A mudança sobre a percepção de Selic no curto prazo também engordou o volume de contratos negociados. Com cerca de 1,9 milhão de contratos movimentados hoje, o do Depósito Interfinanceiro (DI) para janeiro de 2022 fechou com taxa em 7,01%, de 7,324% ontem no ajuste. Na média diária dos últimos 30 dias, este DI girou em torno de 733 mil contratos. O DI para janeiro de 2023 passou de 9,162% para 8,86% e o DI para janeiro de 2027 encerrou a 10,47%, de 10,49%.
A fala de Campos Neto, em evento promovido pelo BTG Pactual, teve efeito avassalador na curva. "Pegou muita gente de surpresa nesta última manifestação permitida antes do período de silêncio do Copom. A curva chegou a colocar na semana passada chance de alta de 1,5 ponto na Selic, o que é uma pedrada", afirmou o economista-chefe da Ativa Investimentos, Étore Sanchez.

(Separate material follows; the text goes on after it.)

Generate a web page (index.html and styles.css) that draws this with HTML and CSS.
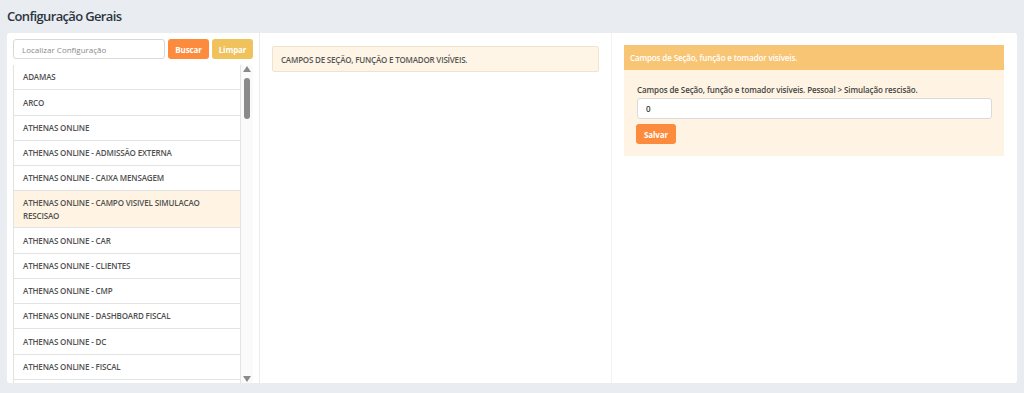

Na curva a termo, a aposta de alta de 1 ponto aparecia com 80% de probabilidade precificada, ante 20% de chance de 1,25 ponto, segundo o economista-chefe da Greenbay Investimentos, Flávio Serrano. Para o Copom de outubro, o mercado está dividido entre as duas alternativas, com 50% de chance para cada lado. Para o fim do ano, a curva projeta Selic em 8,50%.
Embora a nova sinalização do BC possa não deixar dúvidas sobre o que o Copom vai fazer, ou seja, elevar a taxa básica em 1 ponto, não é essa a opção defendida por boa parte dos economistas. Em meio à crise hídrica e com as pressões inflacionárias de 2021 cada vez mais transbordando para 2022, a percepção é de que a autoridade monetária teria de ser mais firme. O economista João Leal, da Rio Bravo Investimentos, disse que a fala de Campos Neto não altera a necessidade de um aumento de 1,25 pp na próxima reunião. "Não é simplesmente um dado de inflação acima da expectativa, mas uma pressão inflacionária bastante ampla em toda a economia. Uma alta de 1 ponto pode ser um risco bem grande de perder ainda mais controle nas expectativas para o IPCA de 2022", disse.
Sanchez, da Ativa, manteve sua previsão de alta em 1,25 ponto mesmo depois da fala de Campos Neto. Na sua visão, se a autoridade monetária cumprir sua promessa de fazer o que for necessário para trazer as expectativas de inflação para a meta, terá de ser mais incisiva e "começar a acelerar já", lembrando que as expectativas de IPCA em 2021 estão perto de 9% e as de 2022, ao redor de 4%. A de 2021 está muito acima do teto da meta de 5,25% e a de 2022, além do centro da meta de 3,5%.
Os contratos de longo prazo oscilaram perto da estabilidade, mas com viés de baixa trazido pelo índice de inflação ao consumidor norte-americano levemente abaixo do esperado, mas que também não alterou a visão do mercado de que o tapering nos Estados Unidos começa este ano.